É importante ressaltar o caráter provisório desta decisão. Por tratar-se de medida cautelar, o mérito ainda será apreciado pelo Plenário do STF, oportunidade em que a Corte poderá rever tanto os fundamentos quanto a extensão da suspensão determinada. O julgamento definitivo oferecerá oportunidade para análise mais abrangente, incluindo a compatibilidade das majorações com compromissos internacionais assumidos perante a OCDE e a aplicação do teste de proporcionalidade.

A validação parcial das majorações em sede liminar sugere tolerância com uso fiscal moderado de tributo extrafiscal, criando zona cinzenta que demanda maior clareza jurisprudencial. A segurança jurídica, pilar do Estado de Direito, exige previsibilidade nas relações tributárias. Majorações abruptas e substanciais, mesmo quando formalmente válidas, comprometem o ambiente de negócios e a confiança no sistema tributário.

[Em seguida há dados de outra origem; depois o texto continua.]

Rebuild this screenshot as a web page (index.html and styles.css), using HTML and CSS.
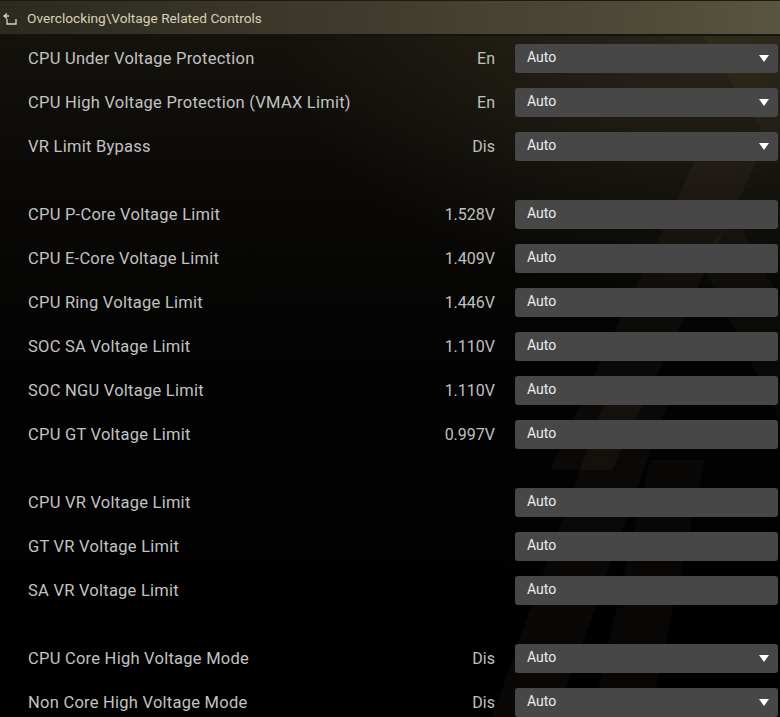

O precedente cautelar, embora importante na defesa da tipicidade tributária, deixa questões em aberto que certamente serão enfrentadas no julgamento de mérito. A distinção entre uso fiscal e extrafiscal do IOF permanece como desafio hermenêutico que demanda desenvolvimento jurisprudencial mais robusto, especialmente considerando os compromissos internacionais do Brasil e a necessária harmonização entre soberania fiscal e integração econômica global.